Le réseau a dû faire face à un autre défi de taille, celui du multilinguisme. Le territoire concerné comptabilise cinq langues officielles et plus de trente langues vernaculaires. Il a donc fallu concevoir un site multilingue et changer les pratiques quant au renseignement des métadonnées dans les bases documentaires. Il a notamment été nécessaire d’harmoniser les champs et les thésaurus en intégrant cette multitude de langues, avec des termes qui ne trouvaient (souvent) pas d’équivalent. De plus, on imagine les difficultés de transcription de certains dialectes, qui circulent essentiellement sous forme orale. Dans ce travail, l’association avec les populations locales a été précieuse : elles seules, parfois, maîtrisent la langue et les usages de certains artéfacts. Leur expertise a donc été sollicitée pour traduire et corriger certains termes.
Le participatif comme clé de voûte d’un système
La dimension participative était un des enjeux centraux du projet et se déclinait sous différentes formes :
- un module de commentaire associé à la base de données qui permet aux usagers de suggérer des corrections pour chacun des artéfacts.
- des ateliers avec les populations (notamment en milieu scolaire) afin de créer des contenus (renseignements des artéfacts, enregistrement de la mémoire : films montrant les usages des objets et les méthodes de fabrication traditionnelles).
Une coopération transfrontalière de professionnels qui ne se connaissaient pas
La création du réseau a permis d’organiser des séminaires professionnels pour échanger sur les pratiques métiers.
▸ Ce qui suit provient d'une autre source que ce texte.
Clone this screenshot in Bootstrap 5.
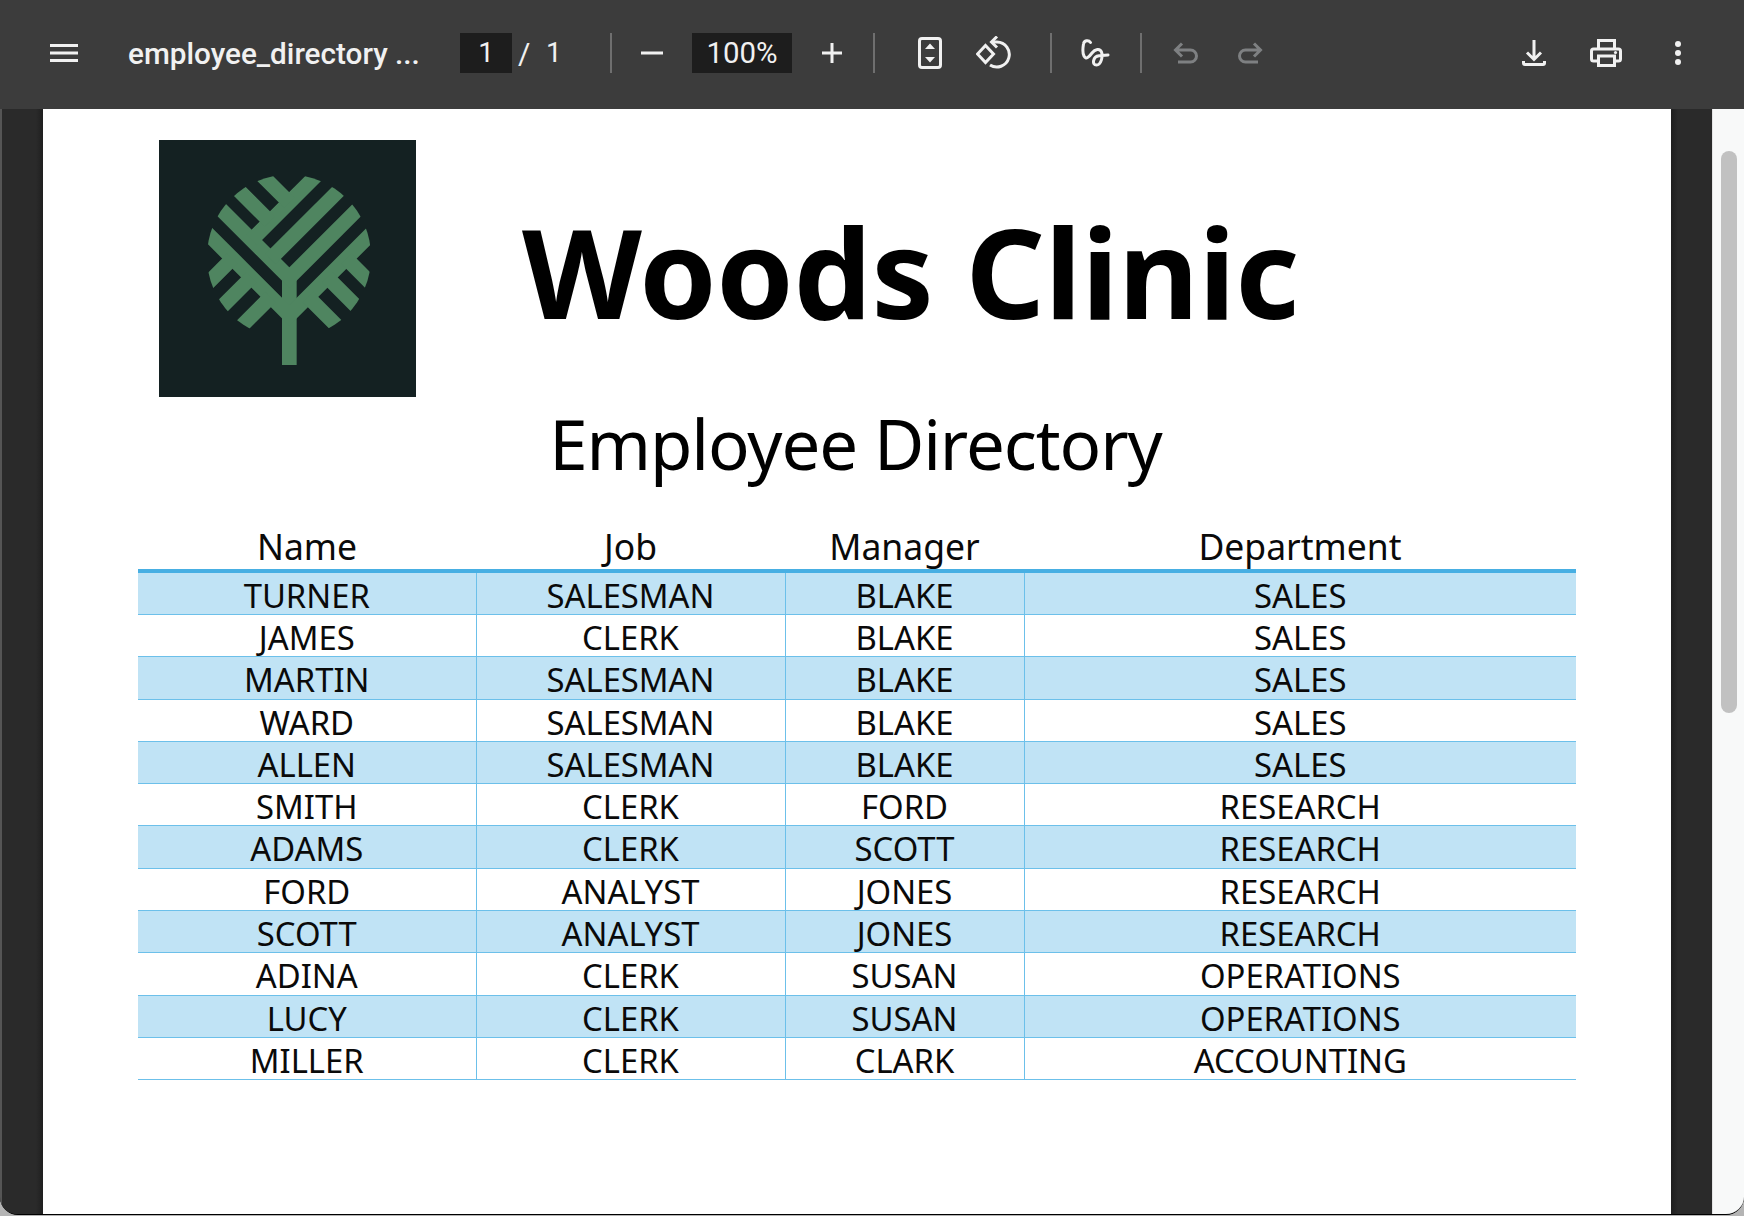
<!DOCTYPE html>
<html lang="en">
<head>
    <meta charset="UTF-8">
    <meta name="viewport" content="width=device-width, initial-scale=1.0">
    <title>employee_directory</title>
    <link href="https://cdn.jsdelivr.net/npm/bootstrap@5.3.0/dist/css/bootstrap.min.css" rel="stylesheet">
    <style>
        html, body { height: 100%; overflow: hidden; background: #b4b4b4; }
        body { font-family: "Noto Sans", sans-serif; color: #000; }
        .app-window { width: 1744px; height: 1215px; border-bottom: 1px solid #000; border-radius: 0 0 18px 18px; overflow: hidden; background: #2a2a2a; }
        .pdf-toolbar { height: 109px; padding-bottom: 3px; background: #3c3c3c; color: #f1f1f1; font-family: Roboto, sans-serif; }
        .pdf-toolbar svg { flex: none; display: block; }
        .tb-name { margin-left: 50px; width: 332px; padding-top: 2px; font-size: 29.7px; font-weight: 500; white-space: nowrap; }
        .tb-field { height: 40px; background: #1d1d1d; font-size: 28px; }
        .tb-page { width: 52px; }
        .tb-zoom { width: 100px; margin-left: 29px; font-size: 29.4px; }
        .tb-slash { width: 12px; margin-left: 6px; font-size: 30px; }
        .tb-total { margin-left: 16px; width: 15px; font-size: 28px; }
        .tb-sep { flex: none; width: 2px; height: 40px; background: #6f6f6f; }
        .m-menu { margin-left: 50px; }
        .m-sep1 { margin-left: 49px; }
        .m-minus { margin-left: 29px; }
        .m-plus { margin-left: 30px; }
        .m-sep2 { margin-left: 31px; }
        .m-fit { margin-left: 43px; }
        .m-rotate { margin-left: 34px; }
        .m-sep3 { margin-left: 38px; }
        .m-draw { margin-left: 29px; }
        .m-sep4 { margin-left: 30px; }
        .m-undo { margin-left: 31px; }
        .m-redo { margin-left: 38px; }
        .m-download { margin-left: 259px; }
        .m-print { margin-left: 44px; }
        .m-dots { margin-left: 53px; }
        .pdf-view { height: 1106px; }
        .pdf-gutter { flex: none; width: 43px; background: linear-gradient(90deg, #555 0, #555 2px, #2a2a2a 2px, #2a2a2a 36px, #1f1f1f 100%); }
        .pdf-gutter-r { flex: none; width: 41px; background: linear-gradient(270deg, #2a2a2a 0, #2a2a2a 34px, #1f1f1f 100%); }
        .pdf-page { flex: none; width: 1628px; padding: 31px 95px 0; background: #fff; }
        .scroll-rail { flex: none; width: 32px; padding: 42px 7px 0 8px; background: #f8f9f9; border-left: 1px solid #e4e4e4; }
        .scroll-thumb { height: 562px; border-radius: 9px; background: #c1c1c1; }
        .doc-logo { display: block; flex: none; width: 257px; height: 257px; margin-left: 21px; }
        .doc-title { margin: 2px 0 0 106px; font-size: 124px; font-weight: 700; line-height: 257px; letter-spacing: -.3px; }
        .doc-sub { margin: 0; padding: 2px 3px 0 0; font-size: 69px; font-weight: 400; line-height: 85px; letter-spacing: -1.1px; text-align: center; }
        .emp-table { margin-top: 41px; margin-bottom: 0; table-layout: fixed; width: 1438px; font-size: 32.8px; --bs-table-bg: transparent; --bs-table-color: #0a0a0a; }
        .emp-table th, .emp-table td { padding: 0; text-align: center; font-weight: 400; }
        .emp-table th { height: 44px; padding-bottom: 6px; border: 0; border-bottom: 4px solid #47afe3; font-size: 35.5px; line-height: 34px; }
        .emp-table td { height: 42.3px; padding-top: 4px; border: 0; border-bottom: 1px solid #6cc0ea; line-height: 37px; }
        .emp-table td + td { border-left: 1px solid #6cc0ea; }
        .emp-table tbody tr:nth-child(odd) td { background: #c0e3f5; }
        .col-name { width: 338px; }
        .col-job { width: 309px; }
        .col-mgr { width: 239px; }
    </style>
</head>
<body>
    <div class="app-window">
        <div class="pdf-toolbar d-flex align-items-center">
            <svg class="m-menu" width="28" height="18" viewBox="0 0 28 18" fill="#f1f1f1"><rect width="28" height="3"/><rect y="7.5" width="28" height="3"/><rect y="15" width="28" height="3"/></svg>
            <div class="tb-name">employee_directory ...</div>
            <div class="tb-field tb-page d-flex align-items-center justify-content-center">1</div>
            <div class="tb-slash">/</div>
            <div class="tb-total">1</div>
            <div class="tb-sep m-sep1"></div>
            <svg class="m-minus" width="22" height="22" viewBox="0 0 22 22" fill="#f1f1f1"><rect y="9.5" width="22" height="3"/></svg>
            <div class="tb-field tb-zoom d-flex align-items-center justify-content-center">100%</div>
            <svg class="m-plus" width="20" height="20" viewBox="0 0 20 20" fill="#f1f1f1"><rect y="8.5" width="20" height="3"/><rect x="8.5" width="3" height="20"/></svg>
            <div class="tb-sep m-sep2"></div>
            <!-- fit to page -->
            <svg class="m-fit" width="24" height="32" viewBox="0 0 24 32"><rect x="1.5" y="1.5" width="21" height="29" rx="2.5" fill="none" stroke="#f1f1f1" stroke-width="3"/><path d="M7 12L12 6.5L17 12ZM7 20L12 25.5L17 20Z" fill="#f1f1f1"/></svg>
            <!-- rotate -->
            <svg class="m-rotate" width="36" height="34" viewBox="0 0 36 34" fill="none" stroke="#f1f1f1" stroke-width="3"><path d="M9.5 9.5L17.5 18L9.5 26.5L1.5 18Z"/><path d="M16 6H21A12.5 12.5 0 1 1 14 29"/><path d="M21 .5L15.5 6L21 11.5"/></svg>
            <div class="tb-sep m-sep3"></div>
            <!-- draw -->
            <svg class="m-draw" width="29" height="28" viewBox="0 0 29 28" fill="none" stroke="#f1f1f1" stroke-width="3" stroke-linecap="round" stroke-linejoin="round"><path d="M9.5 3.5C7.5 .5 3 1.5 2.5 5C2 8 1 13 3 17C5 21 8 18 11 14C14 10 19 9 20.5 13C22 18 20 26 15.5 26C10.5 26 12 17.5 18 16.8L27 16"/></svg>
            <div class="tb-sep m-sep4"></div>
            <svg class="m-undo" width="26" height="24" viewBox="0 0 26 24" fill="none" stroke="#7e8082" stroke-width="3"><path d="M9 2.5L2.5 9L9 15.5M2.5 9H17.5A6 6 0 0 1 17.5 21H5"/></svg>
            <svg class="m-redo" width="26" height="24" viewBox="0 0 26 24" fill="none" stroke="#7e8082" stroke-width="3"><path d="M17 2.5L23.5 9L17 15.5M23.5 9H8.5A6 6 0 0 0 8.5 21H21"/></svg>
            <svg class="m-download" width="24" height="28" viewBox="0 0 24 28" fill="none" stroke="#f1f1f1" stroke-width="3"><path d="M12 1V21M5 13.5L12 20.5L19 13.5"/><path d="M1.5 22V24A1.5 1.5 0 0 0 3 25.5H21A1.5 1.5 0 0 0 22.5 24V22"/></svg>
            <svg class="m-print" width="32" height="28" viewBox="0 0 32 28" fill="none" stroke="#f1f1f1" stroke-width="3"><path d="M8.5 10V1.5H24.5V10"/><rect x="1.5" y="10" width="29" height="12" rx="2"/><rect x="8.5" y="17" width="16" height="9.5" fill="#3c3c3c"/><circle cx="25.5" cy="13.5" r="1.6" fill="#f1f1f1" stroke="none"/></svg>
            <svg class="m-dots" width="6" height="24" viewBox="0 0 6 24" fill="#f1f1f1"><circle cx="3" cy="3" r="3"/><circle cx="3" cy="12" r="3"/><circle cx="3" cy="21" r="3"/></svg>
        </div>
        <div class="pdf-view d-flex">
            <div class="pdf-gutter"></div>
            <div class="pdf-page">
                <div class="d-flex">
                    <svg class="doc-logo" viewBox="27 30 771 771">
                        <defs><clipPath id="crown"><circle cx="417" cy="380" r="246"/></clipPath></defs>
                        <rect x="27" y="30" width="771" height="771" fill="#142122"/>
                        <g fill="none" stroke="#4f8560" stroke-width="44">
                            <path d="M418 450V705"/>
                            <g clip-path="url(#crown)">
                                <path d="M150 175L418 443L690 171"/>
                                <path d="M130 268L418 556L700 275"/>
                                <path d="M361 387L600 148M305 330L520 115"/>
                                <path d="M360 275L230 145M418 218L320 120"/>
                                <path d="M589 386L690 487M532 442L660 570M474 501L590 617"/>
                                <path d="M247 386L146 487M304 442L176 570M362 501L246 617"/>
                            </g>
                        </g>
                    </svg>
                    <h1 class="doc-title">Woods Clinic</h1>
                </div>
                <h2 class="doc-sub">Employee Directory</h2>
                <table class="table emp-table">
                    <colgroup><col class="col-name"><col class="col-job"><col class="col-mgr"><col></colgroup>
                    <thead><tr><th>Name</th><th>Job</th><th>Manager</th><th>Department</th></tr></thead>
                    <tbody>
                        <tr><td>TURNER</td><td>SALESMAN</td><td>BLAKE</td><td>SALES</td></tr>
                        <tr><td>JAMES</td><td>CLERK</td><td>BLAKE</td><td>SALES</td></tr>
                        <tr><td>MARTIN</td><td>SALESMAN</td><td>BLAKE</td><td>SALES</td></tr>
                        <tr><td>WARD</td><td>SALESMAN</td><td>BLAKE</td><td>SALES</td></tr>
                        <tr><td>ALLEN</td><td>SALESMAN</td><td>BLAKE</td><td>SALES</td></tr>
                        <tr><td>SMITH</td><td>CLERK</td><td>FORD</td><td>RESEARCH</td></tr>
                        <tr><td>ADAMS</td><td>CLERK</td><td>SCOTT</td><td>RESEARCH</td></tr>
                        <tr><td>FORD</td><td>ANALYST</td><td>JONES</td><td>RESEARCH</td></tr>
                        <tr><td>SCOTT</td><td>ANALYST</td><td>JONES</td><td>RESEARCH</td></tr>
                        <tr><td>ADINA</td><td>CLERK</td><td>SUSAN</td><td>OPERATIONS</td></tr>
                        <tr><td>LUCY</td><td>CLERK</td><td>SUSAN</td><td>OPERATIONS</td></tr>
                        <tr><td>MILLER</td><td>CLERK</td><td>CLARK</td><td>ACCOUNTING</td></tr>
                    </tbody>
                </table>
            </div>
            <div class="pdf-gutter-r"></div>
            <div class="scroll-rail"><div class="scroll-thumb"></div></div>
        </div>
    </div>
    <script src="https://cdn.jsdelivr.net/npm/bootstrap@5.3.0/dist/js/bootstrap.bundle.min.js"></script>
</body>
</html>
Divers sujets ont été abordés, comme la conservation préventive en milieu tropical, le patrimoine immatériel et la conservation des artéfacts ethnologiques. Ces séminaires ont également été l’occasion de préparer l’alignement des données produites par les différents musées en élaborant des thésaurus communs et en s’entendant sur des champs.
Il s’agit d’un projet naissant mais déjà très enthousiasmant. La deuxième phase de développement envisage une ouverture à de nouvelles populations et à de nouveaux ensembles d’œuvres.